Yes, yes, call me judgemental but I think after you've crossed 23, you should just have an email id that states your name and get on with life. I realise you might want to or have to throw in an underscore or a dot somewhere and I am mildly tolerant on that front. But I just cannot forgive a 34 year old whose email id is prettybabydoll@seekingattention.com.

But wow, how I've digressed.

Recently, a friend brought it up when I was referring to someone, that I could use that someone's pet name. I know I could but an anglicised little name doesn't have half the charm of a beautiful full name, in this case a Sanskrit one. And all the meaning that is held in the womb of that name is lost when I shorten it. I'd much rather be uncool than called a Pratyusha a Prat or a Ragini a Rags.

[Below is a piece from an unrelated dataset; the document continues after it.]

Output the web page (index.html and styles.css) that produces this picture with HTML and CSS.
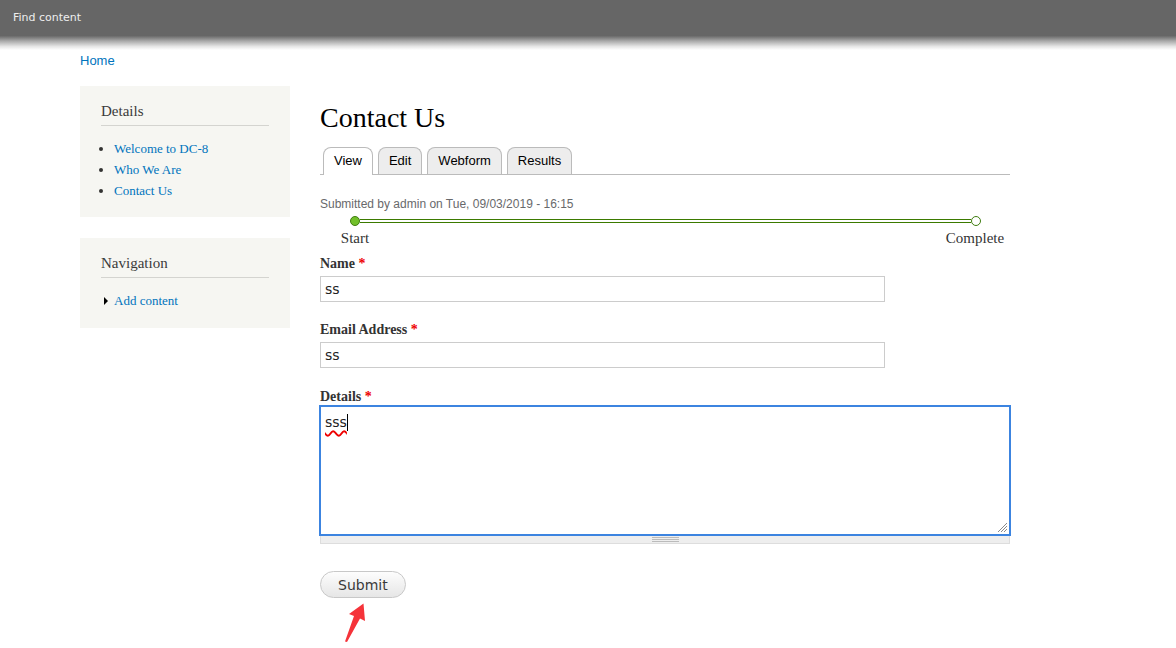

And as for me, for as long as I can remember, friends and family have called me pet names. One in particular. Anglicised, shorter and somewhat bimboesque but that's what I am for most my college and school mates, and definitely all of my family. Except my husband. Who has a totally different endearment for me. Something that I hold dear to my heart but something that also makes me laugh because it points to a couple things.
1) The age gap between him and me.
2) The very Malayalee in us.

Of course, when I am in the dog house I get called my full name (ouch) or when I am being introduced to someone. It's the strangest feeling ever. Sometimes when we are out together and he's opening doors for, showing me off and generally being the charmer he is, he tends to call me my name and I don't know then, whether to kiss him or laugh at the awkwardness of it.  Mostly because I insist I get called my beautiful, thoughtout, meaningful Sanskrit name but then feel suddenly very unloved when I get called it in full.
It leads me to think that maybe it is habit that we respond to and not our name. Inflections, tone, length of name is what we respond to. For example, a simple enough name is so different when spoken during roll call in school, at an introduction or in bed. The word is the same but the emotions they arouse in us -- from an indifferent "Present" to a thrill running up your spine.

So when Shakespeare said, "What's in a name", I honestly think he was smoking some rotten stuff and had totally lost the plot. My other theory is that he called his wife by his girlfriend's name and she gave him pure hell.